*WHAT THE EXERCISE ASKS*. Every line with the string "that" should be gathered.

*SUPPLIED RECORDS*.
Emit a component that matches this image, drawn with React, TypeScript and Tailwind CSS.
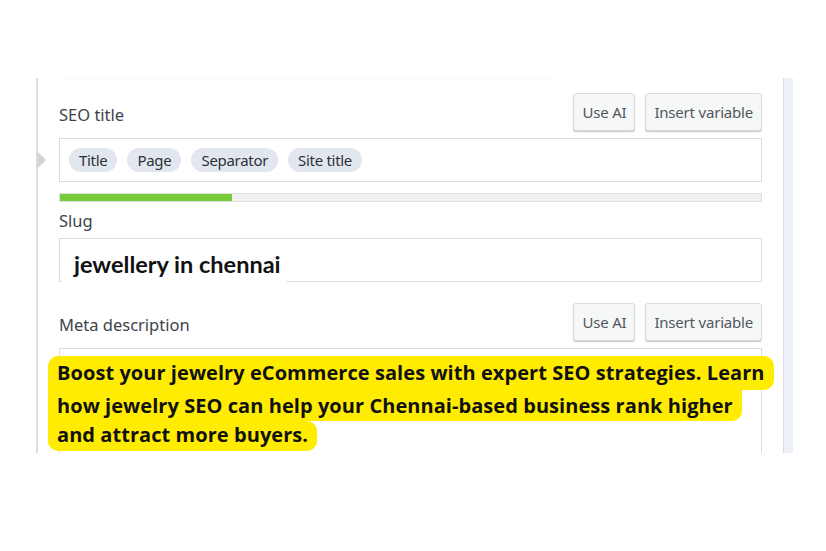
import React from 'react';

function ActionButtons() {
  return (
    <div className="flex gap-[10px]">
      <button className="h-[38px] px-[8px] rounded-[3px] border border-[#dcdcde] bg-[#f6f7f7] shadow-[0_1px_1px_#c3c4c7] text-[15px] tracking-[-0.2px] text-[#50575e]">
        Use AI
      </button>
      <button className="h-[38px] px-[8px] rounded-[3px] border border-[#dcdcde] bg-[#f6f7f7] shadow-[0_1px_1px_#c3c4c7] text-[15px] tracking-[-0.2px] text-[#50575e]">
        Insert variable
      </button>
    </div>
  );
}

function Chip({ label }: { label: string }) {
  return (
    <span className="h-[24px] px-[10px] flex items-center rounded-full bg-[#e2e7ef] text-[15px] tracking-[-0.3px] text-[#2c3338]">
      {label}
    </span>
  );
}

export default function App() {
  return (
    <div className="w-[826px] h-[551px] bg-white pt-[78px] pl-[36px] font-['Noto_Sans',sans-serif] text-[#3c434a]">
      <div className="flex h-[375px] w-[757px]">
        {/* left rail */}
        <div className="relative w-[2px] bg-[#dcdcde]">
          <div className="absolute left-[2px] top-[74px] w-0 h-0 border-y-[8px] border-y-transparent border-l-[8px] border-l-[#d4d4d4]" />
        </div>

        {/* content */}
        <div className="flex-1 pl-[21px] pr-[21px] pt-[15px] flex flex-col">
          <div className="absolute left-[65px] top-[78px] w-[485px] h-px bg-[#f7f7f7]" />

          <div className="flex items-center justify-between h-[38px]">
            <span className="text-[16.5px] pt-[7px]">SEO title</span>
            <ActionButtons />
          </div>

          <div className="mt-[7px] h-[44px] border border-[#dcdcde] flex items-center gap-[10px] px-[9px]">
            <Chip label="Title" />
            <Chip label="Page" />
            <Chip label="Separator" />
            <Chip label="Site title" />
          </div>

          <div className="mt-[11px] h-[9px] border border-[#e0e0e0] bg-[#f0f0f1]">
            <div className="h-full w-[172px] bg-[#77cc38]" />
          </div>

          <span className="mt-[7px] text-[16.5px] leading-[24px]">Slug</span>

          <div className="relative mt-[5px] h-[44px] border border-[#dcdcde]">
            <div className="absolute left-[2px] top-[7px] w-[224px] h-[37px] bg-white pl-[12px] flex items-center">
              <span className="font-['Lato',sans-serif] font-bold text-[23.5px] text-[#111]">
                jewellery in chennai
              </span>
            </div>
          </div>

          <div className="mt-[21px] flex items-center justify-between h-[38px]">
            <span className="text-[16.5px] pt-[7px]">Meta description</span>
            <ActionButtons />
          </div>

          <div className="relative mt-[7px] flex-1 border-x border-t border-[#dcdcde]">
            <div className="absolute left-[-12px] top-[7px] flex flex-col items-start font-['Open_Sans',sans-serif] font-bold text-[20px] tracking-[0.06px] text-[#111] whitespace-nowrap">
              <div className="h-[34px] leading-[34px] px-[9px] bg-[#ffec00] rounded-t-[10px] rounded-br-[10px]">
                Boost your jewelry eCommerce sales with expert SEO strategies. Learn
              </div>
              <div className="h-[31px] leading-[31px] px-[9px] bg-[#ffec00] rounded-br-[10px]">
                how jewelry SEO can help your Chennai-based business rank higher
              </div>
              <div className="h-[30px] leading-[28px] px-[9px] bg-[#ffec00] rounded-b-[10px] rounded-tr-[10px]">
                and attract more buyers.
              </div>
            </div>
          </div>
        </div>

        {/* right rail */}
        <div className="w-px bg-[#dcdcde]" />
        <div className="w-[9px] bg-[#eef0f8]" />
      </div>
    </div>
  );
}
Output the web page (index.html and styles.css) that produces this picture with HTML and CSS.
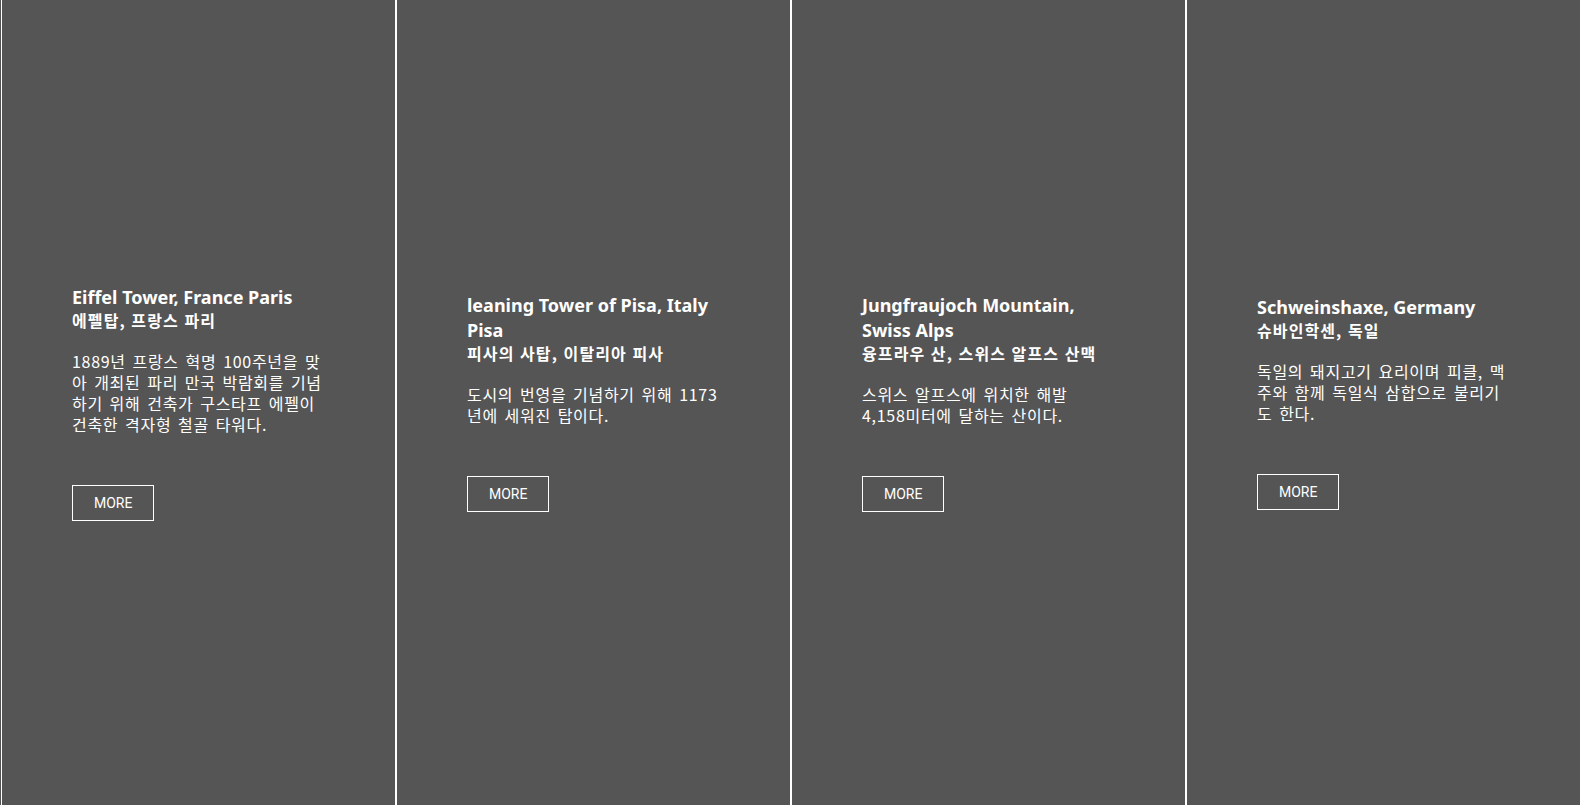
FILE: index.html
```html
<!DOCTYPE html>
<html lang="ko">
<head>
<meta charset="utf-8">
<title>Travel</title>
<link rel="stylesheet" href="styles.css">
</head>
<body>
<main class="columns">
  <section class="column">
    <h2 class="title">Eiffel Tower, France Paris</h2>
    <h3 class="subtitle">에펠탑, 프랑스 파리</h3>
    <p class="desc">1889년 프랑스 혁명 100주년을 맞아 개최된 파리 만국 박람회를 기념하기 위해 건축가 구스타프 에펠이 건축한 격자형 철골 타워다.</p>
    <a class="more" href="#">MORE</a>
  </section>
  <section class="column">
    <h2 class="title">leaning Tower of Pisa, Italy Pisa</h2>
    <h3 class="subtitle">피사의 사탑, 이탈리아 피사</h3>
    <p class="desc">도시의 번영을 기념하기 위해 1173년에 세워진 탑이다.</p>
    <a class="more" href="#">MORE</a>
  </section>
  <section class="column">
    <h2 class="title">Jungfraujoch Mountain, Swiss Alps</h2>
    <h3 class="subtitle">융프라우 산, 스위스 알프스 산맥</h3>
    <p class="desc">스위스 알프스에 위치한 해발 4,158미터에 달하는 산이다.</p>
    <a class="more" href="#">MORE</a>
  </section>
  <section class="column">
    <h2 class="title">Schweinshaxe, Germany</h2>
    <h3 class="subtitle">슈바인학센, 독일</h3>
    <p class="desc">독일의 돼지고기 요리이며 피클, 맥주와 함께 독일식 삼합으로 불리기도 한다.</p>
    <a class="more" href="#">MORE</a>
  </section>
</main>
</body>
</html>
```

FILE: styles.css
```css
html, body {
  margin: 0;
  padding: 0;
  background: #555555;
}

body {
  font-family: "Noto Sans CJK KR", "Noto Sans", sans-serif;
  color: #ffffff;
}

.columns {
  display: flex;
  height: 100vh;
  padding-left: 1px;
  box-sizing: border-box;
}

.column {
  flex: 1 1 0;
  box-sizing: border-box;
  border: 1px solid #ffffff;
  border-top: 0;
  border-bottom: 0;
  background: #555555;
  padding: 0 70px;
  display: flex;
  flex-direction: column;
  justify-content: center;
}

.title {
  margin: 0;
  font-family: "Noto Sans", "Noto Sans CJK KR", sans-serif;
  font-size: 18px;
  line-height: 25px;
  font-weight: 700;
}

.subtitle {
  margin: 0;
  font-size: 16px;
  line-height: 21px;
  letter-spacing: 1.1px;
  font-weight: 700;
}

.desc {
  margin: 20px 0 0;
  font-size: 16px;
  line-height: 21px;
  letter-spacing: 0.7px;
  word-spacing: 1.6px;
  font-weight: 400;
}

.more {
  align-self: flex-start;
  margin-top: 50px;
  box-sizing: border-box;
  height: 36px;
  padding: 0 21px;
  border: 1px solid #ffffff;
  display: inline-flex;
  align-items: center;
  font-family: Roboto, "Liberation Sans", sans-serif;
  font-size: 14px;
  color: #ffffff;
  text-decoration: none;
}
```
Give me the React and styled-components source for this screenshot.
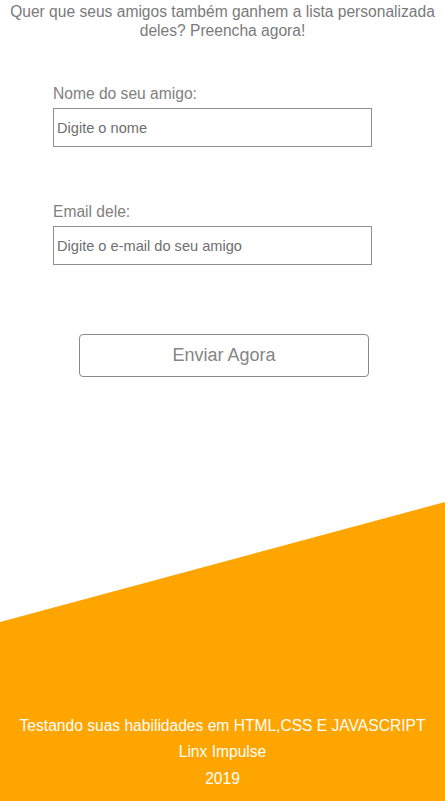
import React from 'react';
import styled, { createGlobalStyle } from 'styled-components';

const GlobalStyle = createGlobalStyle`
  html, body {
    margin: 0;
    padding: 0;
    background: #fff;
    font-family: "Liberation Sans", Arial, sans-serif;
  }
  * {
    box-sizing: border-box;
  }
`;

function Field({ label, placeholder, type = 'text' }) {
  return (
    <FieldBox>
      <Label>{label}</Label>
      <Input type={type} placeholder={placeholder} />
    </FieldBox>
  );
}

function App() {
  return (
    <Page>
      <GlobalStyle />
      <Intro>
        Quer que seus amigos também ganhem a lista personalizada deles?
        Preencha agora!
      </Intro>
      <Form onSubmit={e => e.preventDefault()}>
        <Field label="Nome do seu amigo:" placeholder="Digite o nome" />
        <Field
          label="Email dele:"
          type="email"
          placeholder="Digite o e-mail do seu amigo"
        />
        <SendButton type="submit">Enviar Agora</SendButton>
      </Form>
      <Footer>
        <FooterLine>Testando suas habilidades em HTML,CSS E JAVASCRIPT</FooterLine>
        <FooterLine>Linx Impulse</FooterLine>
        <FooterLine>2019</FooterLine>
      </Footer>
    </Page>
  );
}

const Page = styled.div`
  min-height: 100vh;
  display: flex;
  flex-direction: column;
`;

const Intro = styled.p`
  margin: 0;
  padding: 2px 0 0;
  font-size: 15.6px;
  line-height: 19px;
  color: #7a7a7a;
  text-align: center;
`;

const Form = styled.form`
  display: flex;
  flex-direction: column;
  padding: 45px 0 0 53px;
`;

const FieldBox = styled.div`
  display: flex;
  flex-direction: column;
  gap: 5px;
  margin-bottom: 56px;
  &:nth-of-type(2) {
    margin-bottom: 69px;
  }
`;

const Label = styled.label`
  font-size: 15.6px;
  line-height: 18px;
  color: #808080;
`;

const Input = styled.input`
  width: 319px;
  height: 39px;
  padding: 0 3px;
  border: 1px solid #8f8f8f;
  border-radius: 0;
  font-family: "Liberation Sans", Arial, sans-serif;
  font-size: 14.6px;
  color: #555;
  outline: none;
  &::placeholder {
    color: #6f6f6f;
  }
`;

const SendButton = styled.button`
  align-self: flex-start;
  margin-left: 26px;
  width: 290px;
  height: 43px;
  background: #fff;
  border: 1px solid #8a8a8a;
  border-radius: 4px;
  font-family: "Liberation Sans", Arial, sans-serif;
  font-size: 18px;
  color: #858585;
  cursor: pointer;
`;

const Footer = styled.footer`
  margin-top: auto;
  height: 299px;
  background: #ffa500;
  clip-path: polygon(0 120px, 100% 0, 100% 100%, 0 100%);
  display: flex;
  flex-direction: column;
  justify-content: flex-end;
  align-items: center;
  padding-bottom: 9px;
`;

const FooterLine = styled.p`
  margin: 0;
  font-size: 15.6px;
  line-height: 26.5px;
  color: #fff;
  text-align: center;
`;

export default App;
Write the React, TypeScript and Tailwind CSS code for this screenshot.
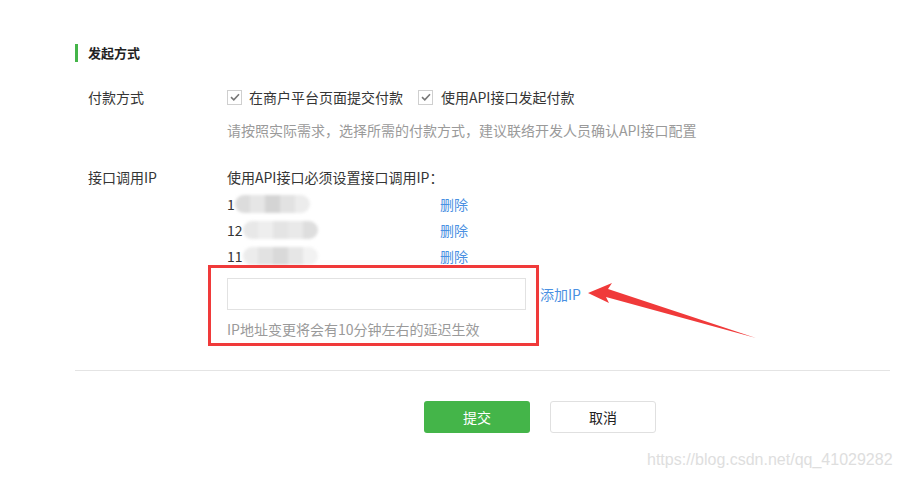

*OUTPUT OF THE EXERCISE*.
Emit a component that matches this image, drawn with React, TypeScript and Tailwind CSS.
Output the web page (index.html and styles.css) that produces this picture with HTML and CSS.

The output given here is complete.